With my birthday coming up this week I decided to splurge and treat myself to a night of theatre. I decided to see This Flat Earth at Playwright's Horizons, a show I've been wanting to see for weeks now. I love the work being produced at playwrights, especially because a lot of their season is written by New Dramatists. I really wanted to see Dance Nation by Clare Barron but since it's in their smaller space they sold out way before I could get a ticket.
This Flat Earth did not disappoint in anyway. It's the first straight play/non-musical that I've seen (outside of a workshop setting) since I've moved here! Truly shocking to me especially considering how much I prefer plays to musicals. The show was a moving tribute to the trying times we are living in and the difficulties that are unique to the youth as they face these challenges. The show follows the story of a young girl, her best friend, her family and the woman in the apartment upstairs following a mass shooting at their middle school. In a "post-parkland" world it's easy to pigeon hole the piece as a political statement on gun control, but that would be doing this play a disservice. This play is about growing up, realizing adults do not have all the answers and learning to question the things we have accepted as the norm.

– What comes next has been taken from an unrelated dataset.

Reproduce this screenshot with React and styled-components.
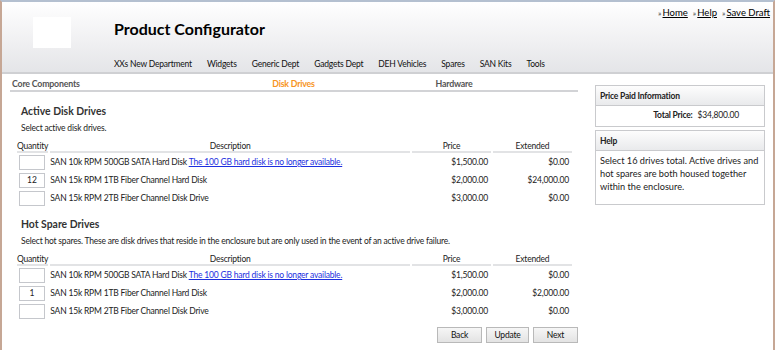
import React from 'react';
import styled, { createGlobalStyle } from 'styled-components';

const FONT = `Lato, "Open Sans", "DejaVu Sans", sans-serif`;

const GlobalStyle = createGlobalStyle`
  html, body {
    margin: 0;
    padding: 0;
    background: #fff;
  }
  body {
    font-family: ${FONT};
    font-size: 8.5px;
    letter-spacing: -0.2px;
    color: #222;
  }
`;

const Frame = styled.div`
  box-sizing: border-box;
  width: 775px;
  height: 350px;
  border-top: 2px solid #b4c0d0;
  border-left: 2px solid #c6a795;
  border-right: 2px solid #c6a795;
  overflow: hidden;
`;

const Header = styled.header`
  display: grid;
  grid-template-columns: 38px 43px 1fr auto;
  grid-template-rows: 55px 15px;
  padding-left: 31px;
  background: linear-gradient(#fff 0%, #f8f8f9 25%, #efeff1 60%, #e4e5e8 100%);
  border-bottom: 2px solid #cfd0d3;
`;

const Logo = styled.div`
  grid-column: 1;
  grid-row: 1;
  margin-top: 15px;
  height: 31px;
  background: #fff;
`;

const Title = styled.h1`
  grid-column: 3;
  grid-row: 1;
  margin: 17px 0 0;
  font-size: 16px;
  letter-spacing: 0;
  font-weight: 700;
  color: #000;
`;

const TopLinks = styled.div`
  grid-column: 4;
  grid-row: 1;
  display: flex;
  gap: 5px;
  padding: 5px 3px 0 0;
  font-size: 9.5px;
  letter-spacing: 0;
`;

const TopLink = styled.a`
  color: #000;
  text-decoration: underline;
  &::before {
    content: '»';
    font-size: 8px;
    display: inline-block;
    margin-right: 1px;
    color: #333;
  }
`;

const Nav = styled.nav`
  grid-column: 3 / 5;
  grid-row: 2;
  display: flex;
  align-items: center;
  gap: 15px;
  padding-bottom: 1px;
  color: #111;
`;

const Main = styled.div`
  display: flex;
  padding-left: 8px;
`;

const Content = styled.div`
  flex: none;
  width: 568px;
`;

const Steps = styled.div`
  display: grid;
  grid-template-columns: 189px 189px 132px 1fr;
  margin-top: 4px;
  padding-bottom: 1px;
  border-bottom: 2px solid #d2d3d6;
  font-weight: 700;
  font-size: 8.8px;
`;

const Step = styled.div`
  color: ${(p) => (p.$active ? '#f7941d' : '#555')};
  text-align: ${(p) => (p.$left ? 'left' : 'center')};
  padding-left: ${(p) => (p.$left ? '2px' : '0')};
`;

const Section = styled.section`
  padding: ${(p) => (p.$first ? '13px' : '11px')} 0 0 7px;
`;

const SectionTitle = styled.h2`
  margin: 0 0 0 4px;
  font-size: 10.4px;
  letter-spacing: 0;
  font-weight: 700;
  color: #333;
`;

const Note = styled.p`
  margin: 6px 0 8px 4px;
`;

const Table = styled.table`
  border-collapse: separate;
  border-spacing: 2px 0;
  width: 559px;
  margin-left: -2px;
`;

const Th = styled.th`
  font-weight: 400;
  text-align: ${(p) => p.$align || 'center'};
  width: ${(p) => p.$w || 'auto'};
  padding: 0;
  border-bottom: 2px solid #e2e3e5;
`;

const Td = styled.td`
  height: 18px;
  padding: 0 3px 0 ${(p) => (p.$first ? '2px' : '0')};
  text-align: ${(p) => p.$align || 'left'};
  white-space: nowrap;
`;

const Qty = styled.input`
  box-sizing: border-box;
  display: block;
  width: 26px;
  height: 15px;
  margin: 0;
  padding: 0;
  border: 1px solid #c5c7cc;
  font-family: ${FONT};
  font-size: 8.5px;
  text-align: center;
  color: #222;
`;

const Warn = styled.a`
  color: #1c2fe0;
  text-decoration: underline;
`;

const Actions = styled.div`
  display: flex;
  justify-content: flex-end;
  gap: 4px;
  margin-top: 7px;
`;

const Button = styled.button`
  width: ${(p) => p.$w || '45px'};
  height: 16px;
  padding: 0;
  border: 1px solid #b9b9b9;
  background: linear-gradient(#f6f6f6, #e3e3e3);
  font-family: ${FONT};
  font-size: 8.5px;
  letter-spacing: -0.2px;
  color: #111;
`;

const Sidebar = styled.aside`
  flex: none;
  width: 170px;
  margin: 11px 0 0 17px;
  display: flex;
  flex-direction: column;
  gap: 3px;
`;

const Panel = styled.div`
  border: 1px solid #c9cacd;
`;

const PanelHead = styled.div`
  height: 19px;
  line-height: 20px;
  padding-left: 4px;
  background: linear-gradient(#fdfdfd, #e9eaec);
  border-bottom: 1px solid #c9cacd;
  font-weight: 700;
`;

const PanelBody = styled.div`
  padding: ${(p) => p.$pad || '3px 1px 11px 4px'};
  line-height: 13px;
  font-size: ${(p) => (p.$total ? '8.5px' : '9.2px')};
  letter-spacing: ${(p) => (p.$total ? '-0.2px' : '0')};
  display: ${(p) => (p.$total ? 'flex' : 'block')};
  justify-content: flex-end;
  gap: 5px;
`;

const Strong = styled.span`
  font-weight: 700;
`;

const drives = [
  { name: 'SAN 10k RPM 500GB SATA Hard Disk', price: 1500, warn: true },
  { name: 'SAN 15k RPM 1TB Fiber Channel Hard Disk', price: 2000 },
  { name: 'SAN 15k RPM 2TB Fiber Channel Disk Drive', price: 3000 },
];

const money = (n) =>
  '$' + n.toLocaleString('en-US', { minimumFractionDigits: 2, maximumFractionDigits: 2 });

const DriveTable = ({ qty }) => (
  <Table>
    <thead>
      <tr>
        <Th $align="left" $w="30px">Quantity</Th>
        <Th>Description</Th>
        <Th $w="79px">Price</Th>
        <Th $w="79px">Extended</Th>
      </tr>
    </thead>
    <tbody>
      {drives.map((d, i) => (
        <tr key={d.name}>
          <Td $first>
            <Qty defaultValue={qty[i] || ''} />
          </Td>
          <Td>
            {d.name}{' '}
            {d.warn && <Warn href="#">The 100 GB hard disk is no longer available.</Warn>}
          </Td>
          <Td $align="right">{money(d.price)}</Td>
          <Td $align="right">{money(d.price * (qty[i] || 0))}</Td>
        </tr>
      ))}
    </tbody>
  </Table>
);

export default function App() {
  return (
    <Frame>
      <GlobalStyle />
      <Header>
        <Logo />
        <Title>Product Configurator</Title>
        <TopLinks>
          <TopLink href="#">Home</TopLink>
          <TopLink href="#">Help</TopLink>
          <TopLink href="#">Save Draft</TopLink>
        </TopLinks>
        <Nav>
          <span>XXs New Department</span>
          <span>Widgets</span>
          <span>Generic Dept</span>
          <span>Gadgets Dept</span>
          <span>DEH Vehicles</span>
          <span>Spares</span>
          <span>SAN Kits</span>
          <span>Tools</span>
        </Nav>
      </Header>
      <Main>
        <Content>
          <Steps>
            <Step $left>Core Components</Step>
            <Step $active>Disk Drives</Step>
            <Step>Hardware</Step>
          </Steps>
          <Section $first>
            <SectionTitle>Active Disk Drives</SectionTitle>
            <Note>Select active disk drives.</Note>
            <DriveTable qty={[0, 12, 0]} />
          </Section>
          <Section>
            <SectionTitle>Hot Spare Drives</SectionTitle>
            <Note>
              Select hot spares. These are disk drives that reside in the enclosure but are only
              used in the event of an active drive failure.
            </Note>
            <DriveTable qty={[0, 1, 0]} />
          </Section>
          <Actions>
            <Button>Back</Button>
            <Button $w="43px">Update</Button>
            <Button>Next</Button>
          </Actions>
        </Content>
        <Sidebar>
          <Panel>
            <PanelHead>Price Paid Information</PanelHead>
            <PanelBody $total $pad="3px 25px 4px 4px">
              <Strong>Total Price:</Strong>
              <span>$34,800.00</span>
            </PanelBody>
          </Panel>
          <Panel>
            <PanelHead>Help</PanelHead>
            <PanelBody>
              Select 16 drives total. Active drives and hot spares are both housed together
              within the enclosure.
            </PanelBody>
          </Panel>
        </Sidebar>
      </Main>
    </Frame>
  );
}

As someone who loves a political play more than the next person it was exciting to see a play that did not necessarily push a single political agenda. In these incredibly dichotomized times it was truly refreshing to see a piece that gives us space to analyze our current moment as individuals. The action of the play centers around gun violence but so many other things are integral to the narrative. The idea that certain people do not "belong" just because of where they come from changes the direction of the show, the lack of funding for arts in our schools and the capitalist desire to "keep up with the Jones' " are all tenants of our culture that come under fire over the course of the show. As Julie, the 13 year old protagonist, so accurately states: "back in Columbus' day everyone thought the world was flat. It makes me think, what do we accept that will seem ridiculous in a few hundred years?"